What to produce: Transcribe every entry word for word, but skip the images.

-- start of The input --

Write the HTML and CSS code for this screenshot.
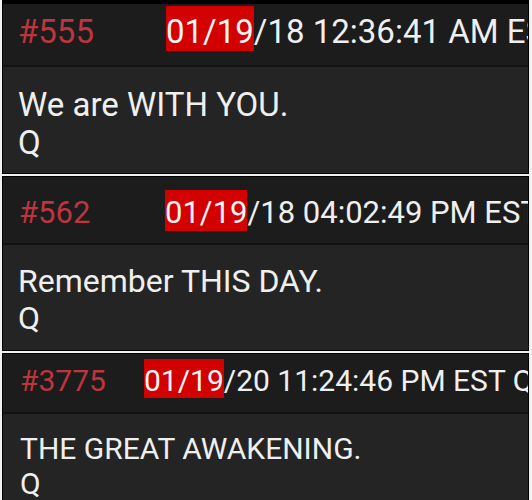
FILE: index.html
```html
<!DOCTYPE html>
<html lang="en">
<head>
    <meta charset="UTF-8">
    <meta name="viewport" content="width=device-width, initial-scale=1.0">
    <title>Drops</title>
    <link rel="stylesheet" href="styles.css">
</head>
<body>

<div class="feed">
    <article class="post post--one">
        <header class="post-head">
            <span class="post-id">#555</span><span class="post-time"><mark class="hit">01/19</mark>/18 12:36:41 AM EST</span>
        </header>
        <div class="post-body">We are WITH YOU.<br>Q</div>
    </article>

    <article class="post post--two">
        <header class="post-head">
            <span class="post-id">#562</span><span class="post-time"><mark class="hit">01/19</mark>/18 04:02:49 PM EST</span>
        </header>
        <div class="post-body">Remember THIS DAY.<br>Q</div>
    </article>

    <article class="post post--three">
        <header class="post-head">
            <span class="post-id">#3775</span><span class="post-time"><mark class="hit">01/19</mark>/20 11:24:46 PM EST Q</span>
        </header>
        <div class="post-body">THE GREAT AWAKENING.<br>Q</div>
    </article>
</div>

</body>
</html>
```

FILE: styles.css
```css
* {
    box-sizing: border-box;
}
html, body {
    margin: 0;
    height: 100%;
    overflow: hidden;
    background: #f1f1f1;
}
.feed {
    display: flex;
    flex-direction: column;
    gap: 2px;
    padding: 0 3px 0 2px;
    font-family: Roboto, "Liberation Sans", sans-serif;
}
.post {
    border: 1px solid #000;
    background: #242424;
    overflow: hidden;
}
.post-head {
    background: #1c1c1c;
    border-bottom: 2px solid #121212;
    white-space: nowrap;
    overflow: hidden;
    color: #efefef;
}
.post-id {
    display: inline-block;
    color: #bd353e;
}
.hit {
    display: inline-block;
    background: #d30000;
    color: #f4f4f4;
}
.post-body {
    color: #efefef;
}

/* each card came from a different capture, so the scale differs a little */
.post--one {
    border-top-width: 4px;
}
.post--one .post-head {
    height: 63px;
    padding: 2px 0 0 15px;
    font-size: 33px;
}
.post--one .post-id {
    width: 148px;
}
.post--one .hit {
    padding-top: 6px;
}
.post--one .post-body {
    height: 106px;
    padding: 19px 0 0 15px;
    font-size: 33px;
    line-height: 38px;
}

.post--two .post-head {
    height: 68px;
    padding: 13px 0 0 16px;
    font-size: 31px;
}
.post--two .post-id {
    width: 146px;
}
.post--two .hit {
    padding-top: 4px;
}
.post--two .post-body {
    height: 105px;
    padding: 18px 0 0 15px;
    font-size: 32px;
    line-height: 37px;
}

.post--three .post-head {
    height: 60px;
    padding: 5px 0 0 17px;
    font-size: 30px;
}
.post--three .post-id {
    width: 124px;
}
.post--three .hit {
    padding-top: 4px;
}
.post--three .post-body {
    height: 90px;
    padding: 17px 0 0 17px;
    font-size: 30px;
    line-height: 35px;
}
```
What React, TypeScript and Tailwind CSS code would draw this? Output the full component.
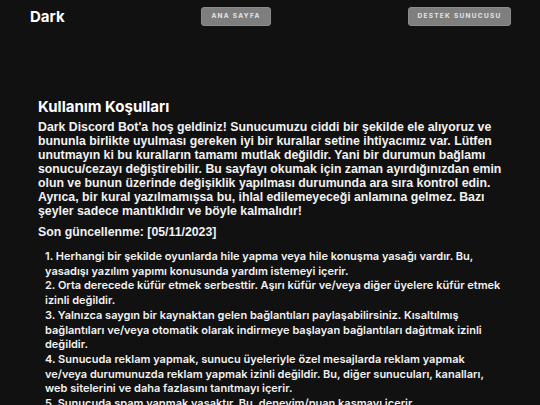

-- end of The input --

Exercise answer:
Write the HTML and CSS code for this screenshot.
FILE: index.html
```html
<!DOCTYPE html>
<html lang="en">
<head>
    <meta charset="UTF-8">
    <meta name="viewport" content="width=device-width, initial-scale=1.0">
    <title>Drops</title>
    <link rel="stylesheet" href="styles.css">
</head>
<body>

<div class="feed">
    <article class="post post--one">
        <header class="post-head">
            <span class="post-id">#555</span><span class="post-time"><mark class="hit">01/19</mark>/18 12:36:41 AM EST</span>
        </header>
        <div class="post-body">We are WITH YOU.<br>Q</div>
    </article>

    <article class="post post--two">
        <header class="post-head">
            <span class="post-id">#562</span><span class="post-time"><mark class="hit">01/19</mark>/18 04:02:49 PM EST</span>
        </header>
        <div class="post-body">Remember THIS DAY.<br>Q</div>
    </article>

    <article class="post post--three">
        <header class="post-head">
            <span class="post-id">#3775</span><span class="post-time"><mark class="hit">01/19</mark>/20 11:24:46 PM EST Q</span>
        </header>
        <div class="post-body">THE GREAT AWAKENING.<br>Q</div>
    </article>
</div>

</body>
</html>
```

FILE: styles.css
```css
* {
    box-sizing: border-box;
}
html, body {
    margin: 0;
    height: 100%;
    overflow: hidden;
    background: #f1f1f1;
}
.feed {
    display: flex;
    flex-direction: column;
    gap: 2px;
    padding: 0 3px 0 2px;
    font-family: Roboto, "Liberation Sans", sans-serif;
}
.post {
    border: 1px solid #000;
    background: #242424;
    overflow: hidden;
}
.post-head {
    background: #1c1c1c;
    border-bottom: 2px solid #121212;
    white-space: nowrap;
    overflow: hidden;
    color: #efefef;
}
.post-id {
    display: inline-block;
    color: #bd353e;
}
.hit {
    display: inline-block;
    background: #d30000;
    color: #f4f4f4;
}
.post-body {
    color: #efefef;
}

/* each card came from a different capture, so the scale differs a little */
.post--one {
    border-top-width: 4px;
}
.post--one .post-head {
    height: 63px;
    padding: 2px 0 0 15px;
    font-size: 33px;
}
.post--one .post-id {
    width: 148px;
}
.post--one .hit {
    padding-top: 6px;
}
.post--one .post-body {
    height: 106px;
    padding: 19px 0 0 15px;
    font-size: 33px;
    line-height: 38px;
}

.post--two .post-head {
    height: 68px;
    padding: 13px 0 0 16px;
    font-size: 31px;
}
.post--two .post-id {
    width: 146px;
}
.post--two .hit {
    padding-top: 4px;
}
.post--two .post-body {
    height: 105px;
    padding: 18px 0 0 15px;
    font-size: 32px;
    line-height: 37px;
}

.post--three .post-head {
    height: 60px;
    padding: 5px 0 0 17px;
    font-size: 30px;
}
.post--three .post-id {
    width: 124px;
}
.post--three .hit {
    padding-top: 4px;
}
.post--three .post-body {
    height: 90px;
    padding: 17px 0 0 17px;
    font-size: 30px;
    line-height: 35px;
}
```
What React, TypeScript and Tailwind CSS code would draw this? Output the full component.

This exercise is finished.